The best part of cleaning out your jiu-jitsu closet? You get to make room for awesome new gis and gear.
Let Go of Your A-Game Moves
Spring cleaning doesn’t only have to be about stuff. Spring cleaning can also be about your actual jiu-jitsu game – those set of techniques that you’ve come to favor over time.
Yes, we know that triangle from spider guard is your go-to. Yes, we know you can hit it on just about everyone. Congratulations, give yourself a pat on the back. Now, when you’ve finished with that, think about whether your A-game moves have actually caused you to stagnate… or *gasp* become a boring roll.
Think about how cleaning out your game will allow space for you to master other techniques and evolve as a jiu-jitsu practitioner. All that time spent going straight to your A-game, subbing your opponent, then doing that again and again... could be better spent trying something new, failing at it, trying again, failing a little less at it, and trying again.

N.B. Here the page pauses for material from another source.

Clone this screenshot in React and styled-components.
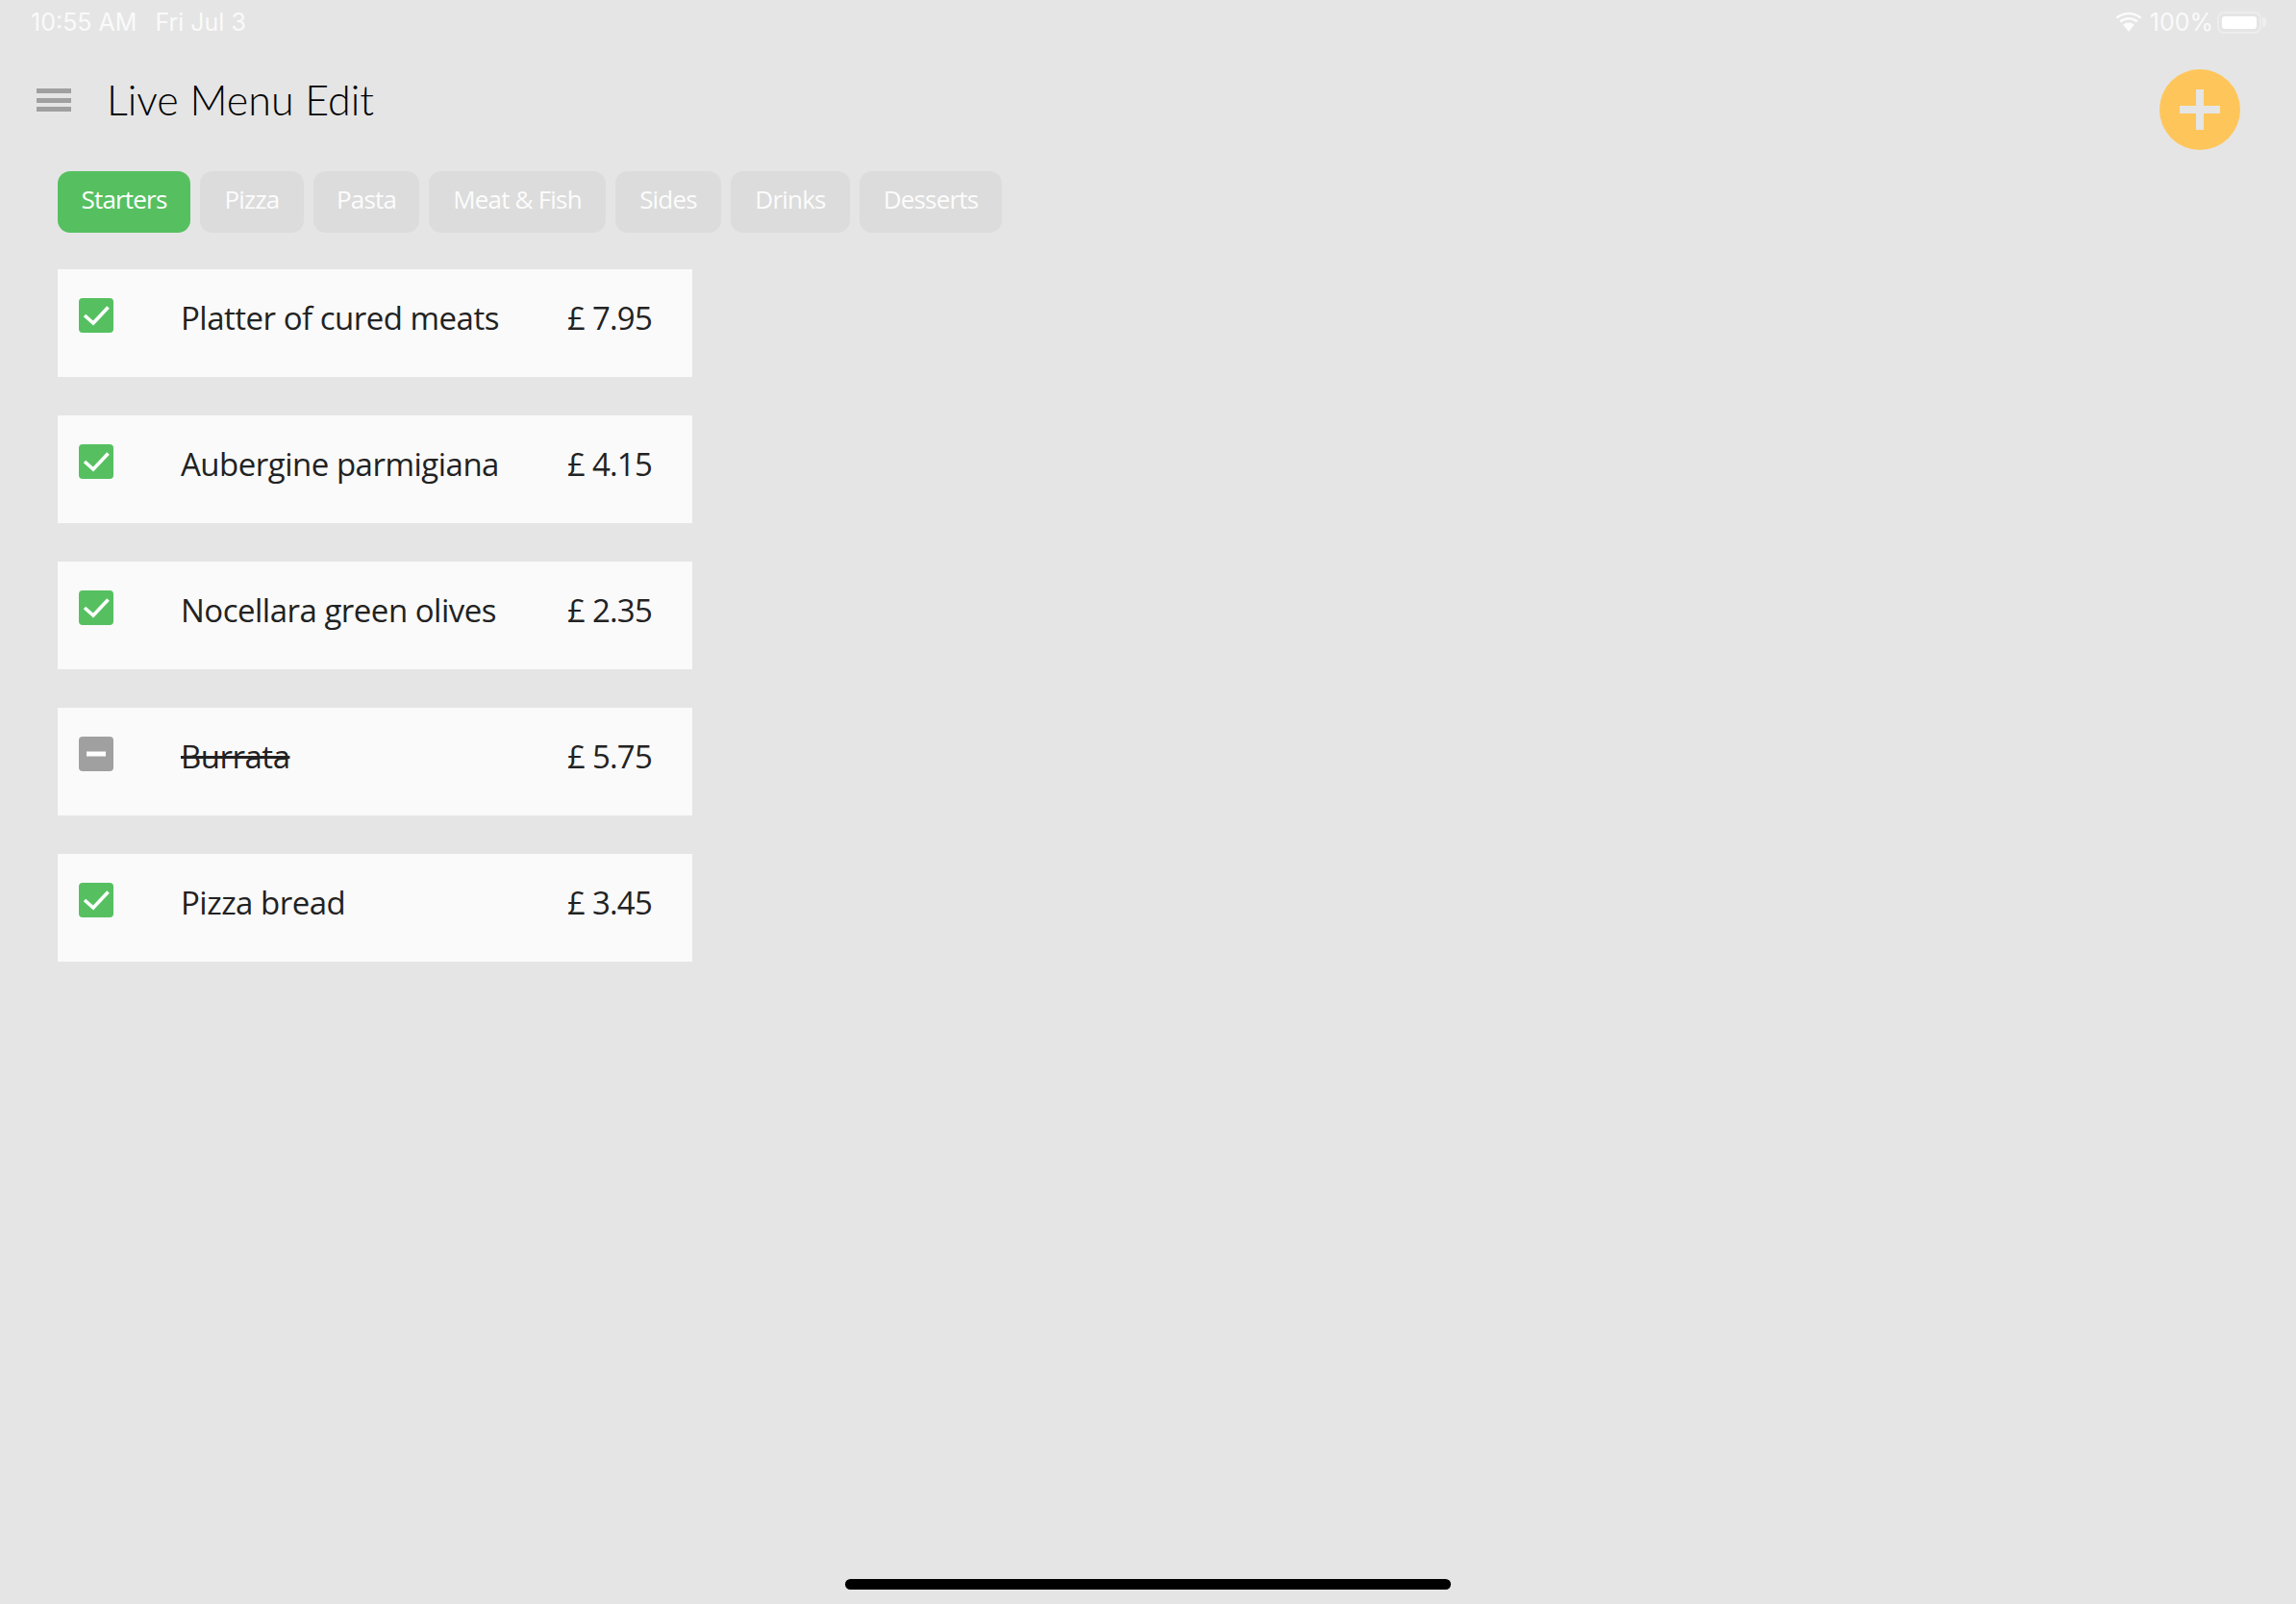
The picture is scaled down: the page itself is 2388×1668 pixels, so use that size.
import React from 'react';
import styled, { createGlobalStyle } from 'styled-components';

const GlobalStyle = createGlobalStyle`
  html, body { margin: 0; padding: 0; background: #e5e5e5; }
  * { box-sizing: border-box; }
`

const Page = styled.div`
  width: 2388px;
  height: 1668px;
  display: flex;
  flex-direction: column;
  background: #e5e5e5;
  overflow: hidden;
  font-family: "Open Sans", "Liberation Sans", sans-serif;
`
const StatusBar = styled.div`
  height: 46px;
  padding: 0 36px 0 32px;
  display: flex;
  align-items: center;
  justify-content: space-between;
  color: rgba(255,255,255,.85);
  font-family: "Inter", "Liberation Sans", sans-serif;
  font-size: 25px;
`
const StatusGroup = styled.div`
  display: flex;
  align-items: center;
  gap: ${(p) => p.$gap}px;
`
const Battery = styled.div`
  width: 46px;
  height: 23px;
  margin-left: -4px;
  padding: 3px;
  border: 2px solid rgba(255,255,255,.3);
  border-radius: 7px;
  position: relative;
  &::before {
    content: '';
    display: block;
    height: 100%;
    border-radius: 3px;
    background: #fff;
  }
  &::after {
    content: '';
    position: absolute;
    left: 45px;
    top: 4px;
    width: 4px;
    height: 10px;
    border-radius: 0 4px 4px 0;
    background: rgba(255,255,255,.4);
  }
`
const Header = styled.header`
  height: 132px;
  padding: 0 58px 0 38px;
  display: flex;
  align-items: flex-start;
  justify-content: space-between;
`
const HeaderLeft = styled.div`
  display: flex;
  align-items: center;
  gap: 37px;
  margin-top: 33px;
`
const MenuIcon = styled.div`
  width: 36px;
  height: 24px;
  display: flex;
  flex-direction: column;
  justify-content: space-between;
`
const MenuBar = styled.span`
  display: block;
  height: 5px;
  background: #a0a0a0;
`
const Title = styled.h1`
  margin: 0;
  font-family: "Lato", "Open Sans", sans-serif;
  font-weight: 300;
  font-size: 43px;
  line-height: 50px;
  color: #000;
`
const AddButton = styled.button`
  width: 84px;
  height: 84px;
  margin-top: 26px;
  padding: 0;
  border: none;
  border-radius: 50%;
  background: #fec65a;
  display: flex;
  align-items: center;
  justify-content: center;
`
const Tabs = styled.nav`
  display: flex;
  gap: 10px;
  padding-left: 60px;
`
const Tab = styled.div`
  width: ${(p) => p.$width}px;
  height: 64px;
  padding-bottom: 6px;
  display: flex;
  align-items: center;
  justify-content: center;
  border-radius: 13px;
  background: ${(p) => (p.$active ? '#56c061' : '#dcdcdc')};
  color: ${(p) => (p.$active ? '#fff' : 'rgba(255,255,255,.95)')};
  font-size: 26px;
  font-weight: 500;
  letter-spacing: -0.8px;
`
const List = styled.div`
  margin-top: 38px;
  padding-left: 60px;
  display: flex;
  flex-direction: column;
  gap: 40px;
`
const Row = styled.div`
  width: 660px;
  height: 112px;
  padding: 30px 42px 0 22px;
  display: flex;
  align-items: flex-start;
  background: #fafafa;
  color: #222;
  font-size: 33px;
  letter-spacing: -0.5px;
`
const CheckBox = styled.div`
  width: 36px;
  height: 36px;
  flex: none;
  border-radius: 4px;
  background: ${(p) => (p.$on ? '#56c061' : '#a0a0a0')};
  display: flex;
  align-items: center;
  justify-content: center;
`
const ItemName = styled.div`
  flex: 1;
  margin: -1px 0 0 70px;
  line-height: 44px;
  text-decoration: ${(p) => (p.$off ? 'line-through' : 'none')};
`
const ItemPrice = styled.div`
  margin-top: -1px;
  line-height: 44px;
  letter-spacing: -0.8px;
`
const HomeBar = styled.div`
  width: 630px;
  height: 11px;
  margin: auto auto 15px;
  border-radius: 6px;
  background: #000;
`

const TABS = [
  { label: 'Starters', width: 138, active: true },
  { label: 'Pizza', width: 108 },
  { label: 'Pasta', width: 110 },
  { label: 'Meat & Fish', width: 184 },
  { label: 'Sides', width: 110 },
  { label: 'Drinks', width: 124 },
  { label: 'Desserts', width: 148 },
]

const ITEMS = [
  { name: 'Platter of cured meats', price: '£ 7.95', on: true },
  { name: 'Aubergine parmigiana', price: '£ 4.15', on: true },
  { name: 'Nocellara green olives', price: '£ 2.35', on: true },
  { name: 'Burrata', price: '£ 5.75', on: false },
  { name: 'Pizza bread', price: '£ 3.45', on: true },
]

const WifiIcon = () => (
  <svg width="28" height="20" viewBox="0 0 28 20" fill="#fff" opacity=".9">
    <path d="M14 2.200c4.800 0 8.600 1.600 11.800 4.400l1.600-1.800C23.800 1.600 19.200 0 14 0S4.200 1.600.6 4.800l1.600 1.800C5.400 3.800 9.200 2.200 14 2.200z" />
    <path d="M14 7.400c3.200 0 5.800 1.100 8 3l1.700-1.800C21 6.200 17.800 5 14 5S7 6.200 4.300 8.600L6 10.400c2.200-1.900 4.800-3 8-3z" />
    <path d="M14 10.500c-2.400 0-4.300.8-5.900 2.200L14 20l5.900-7.300c-1.600-1.400-3.500-2.200-5.900-2.200z" />
  </svg>
)

const CheckMark = () => (
  <svg width="36" height="36" viewBox="0 0 36 36" fill="none" stroke="#fff" strokeWidth="3.6">
    <path d="M6 18l9 8L30.500 9.500" />
  </svg>
)

const MinusMark = () => (
  <svg width="20" height="6" viewBox="0 0 20 6" fill="#fff">
    <rect width="20" height="5" y=".5" />
  </svg>
)

const PlusMark = () => (
  <svg width="42" height="42" viewBox="0 0 42 42" fill="#e5e5e5">
    <path d="M17 0h8v17h17v8H25v17h-8V25H0v-8h17z" />
  </svg>
)

const App = () => {
  return (
    <Page>
      <GlobalStyle />
      <StatusBar>
        <StatusGroup $gap={19}>
          <span>10:55 AM</span>
          <span>Fri Jul 3</span>
        </StatusGroup>
        <StatusGroup $gap={8}>
          <WifiIcon />
          <span>100%</span>
          <Battery />
        </StatusGroup>
      </StatusBar>
      <Header>
        <HeaderLeft>
          <MenuIcon>
            <MenuBar />
            <MenuBar />
            <MenuBar />
          </MenuIcon>
          <Title>Live Menu Edit</Title>
        </HeaderLeft>
        <AddButton>
          <PlusMark />
        </AddButton>
      </Header>
      <Tabs>
        {TABS.map((tab) => (
          <Tab key={tab.label} $width={tab.width} $active={tab.active}>
            {tab.label}
          </Tab>
        ))}
      </Tabs>
      <List>
        {ITEMS.map((item) => (
          <Row key={item.name}>
            <CheckBox $on={item.on}>{item.on ? <CheckMark /> : <MinusMark />}</CheckBox>
            <ItemName $off={!item.on}>{item.name}</ItemName>
            <ItemPrice>{item.price}</ItemPrice>
          </Row>
        ))}
      </List>
      <HomeBar />
    </Page>
  )
}

export default App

It’s called growth, and while it may suck at times, eventually it makes you a stronger, smarter player on the mat.
Toss Your Ego
Now we’ve come to the big one. Spring cleaning your jiu-jitsu game can also mean cleaning out some of those thoughts and behaviors that aren’t serving you. You know, like your ego.
And yes, I know that ego isn’t inherently a bad thing, but for the sake of this article, let’s focus on the standard negative conception of the ego… that little voice that whispers that you’re better than that person, that what’s-his/her-face shouldn’t be able to tap you, or so-and-so disrespected you in some arbitrary way on the mat and now you must either ignore him/her or smash him/her to pieces every time you roll.
We all have this ego – man, woman, young, old, white, black, brown, human, alien, amorphous blob, whatever. We all have it. Additionally, the hierarchical system in jiu-jitsu tends to exacerbate it. And no matter what your favorite BJJ hero might say, jiu-jitsu does not kill it. That’s a load of bull. And, in fact, some people allow it to grow on the mat.
However, you can consciously work on minimizing your ego. Here are some thoughts that might help:
- Your jiu-jitsu doesn’t make you better or worse than anyone else. Being able to tap everyone on the mat doesn’t make you a good human being in the grand scheme of things.
- Being tapped by a lower belt doesn’t undermine your worth. Acting like a jerk afterward, however, does.
- Everyone is fighting their own personal battles. Have compassion. Even if you don’t necessarily like, get along with, or share the same beliefs as him/her.
Think about spring cleaning your BJJ game as a time to shed your skin and become a new person, as well as a new and better jiu-jitsu practitioner.